Together, the panellists identified three measures to strengthen cooperative economic activity:

  • Recognise and measure: Germany should adopt a clear definition of the SSE, systematically map its impacts, and invest in research and development. This would acknowledge the role of the SSE as a transformative sector, rather than just a ‘social project’ or ‘special start-up’.
  • Strengthen the municipal toolbox: Public procurement policy, framework agreements, access to space, and long-term rental models should support the SSE and provide planning security by shifting away from project-based funding towards a focus on infrastructure.

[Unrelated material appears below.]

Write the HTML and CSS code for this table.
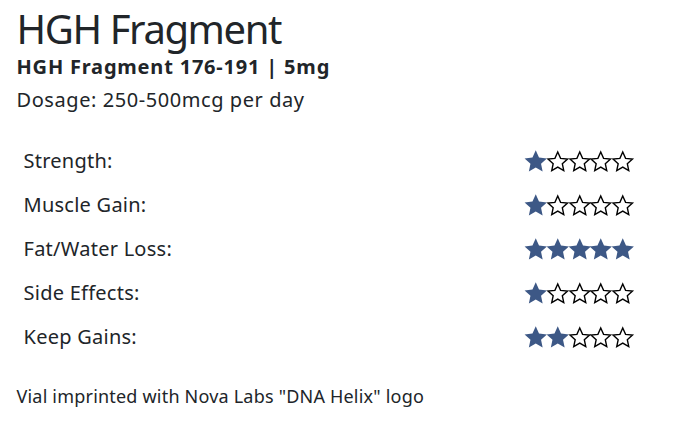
FILE: index.html
```html
<!DOCTYPE html>
<html lang="en">
<head>
<meta charset="utf-8">
<title>HGH Fragment</title>
<link rel="stylesheet" href="styles.css">
</head>
<body>
<svg width="0" height="0" class="defs">
  <defs>
    <polygon id="star-full" points="11,0.3 14.06,7.09 21.46,7.9 15.95,12.91 17.47,20.2 11,16.5 4.53,20.2 6.05,12.91 0.54,7.9 7.94,7.09"/>
    <polygon id="star-empty" points="11,1.9 13.65,7.86 20.13,8.53 15.28,12.89 16.64,19.27 11,16 5.36,19.27 6.72,12.89 1.87,8.53 8.35,7.86"/>
  </defs>
</svg>
<main class="product">
  <h1 class="title">HGH Fragment</h1>
  <h2 class="subtitle">HGH Fragment 176-191 | 5mg</h2>
  <p class="dosage">Dosage: 250-500mcg per day</p>
  <table class="ratings">
    <tr><td class="label">Strength:</td><td class="stars" data-n="1"></td></tr>
    <tr><td class="label">Muscle Gain:</td><td class="stars" data-n="1"></td></tr>
    <tr><td class="label">Fat/Water Loss:</td><td class="stars" data-n="5"></td></tr>
    <tr><td class="label">Side Effects:</td><td class="stars" data-n="1"></td></tr>
    <tr><td class="label">Keep Gains:</td><td class="stars" data-n="2"></td></tr>
  </table>
  <p class="note">Vial imprinted with Nova Labs "DNA Helix" logo</p>
</main>
<script>
document.querySelectorAll('.stars').forEach(function (td) {
  var n = +td.dataset.n, html = '';
  for (var i = 0; i < 5; i++) {
    var on = i < n;
    html += '<svg class="star ' + (on ? 'on' : 'off') + '" viewBox="0 0 22 21"><use href="#star-' + (on ? 'full' : 'empty') + '"/></svg>';
  }
  td.innerHTML = html;
});
</script>
</body>
</html>
```
FILE: styles.css
```css
html, body { margin: 0; padding: 0; background: #fff; }
body {
  font-family: "Noto Sans", "Open Sans", sans-serif;
  color: #212529;
}
.defs { position: absolute; }
.product { padding: 5px 16px 0 16.5px; width: 624px; }
.title {
  margin: 0;
  font-size: 40px;
  font-weight: 400;
  line-height: 48px;
  letter-spacing: -1.4px;
}
.subtitle {
  margin: 1.5px 0 0;
  font-size: 20px;
  font-weight: 700;
  line-height: 24px;
  letter-spacing: 0.8px;
}
.dosage {
  margin: 8.5px 0 0;
  font-size: 20px;
  line-height: 26px;
  letter-spacing: 0.57px;
}
.ratings {
  margin-top: 26px;
  width: 618px;
  border-collapse: collapse;
}
.ratings td { padding: 0; height: 44px; vertical-align: middle; }
.label { font-size: 20px; line-height: 24px; padding-left: 7px !important; letter-spacing: 0.25px; }
.stars { text-align: right; white-space: nowrap; font-size: 0; line-height: 0; }
.star { width: 23.5px; height: 22.4px; margin-left: -1.8px; vertical-align: middle; }
.star.on { fill: #3d5886; }
.star.off { fill: #fff; stroke: #000; stroke-width: 1.3; stroke-linejoin: miter; }
.note {
  margin: 24.6px 0 0;
  font-size: 18px;
  line-height: 24px;
  letter-spacing: 0.2px;
}
```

  • Organise cooperation: SSE organisations are evolving from isolated entities into collaborative ecosystems by establishing collective structures such as associations, umbrella cooperatives and social franchise approaches. For example, the Bürgerwerke (citizen energy) and Mietshäusersyndikat (community-owned housing) platforms show how shared ownership and financing can create resilience.
     

The panel’s final takeaway was that true citizenship must include economic empowerment alongside political rights. Ensuring a just transformation demands that democratically-driven economic activities be integrated into modern public services and efforts to build resilience on the ground through cooperation and a focus on effective results.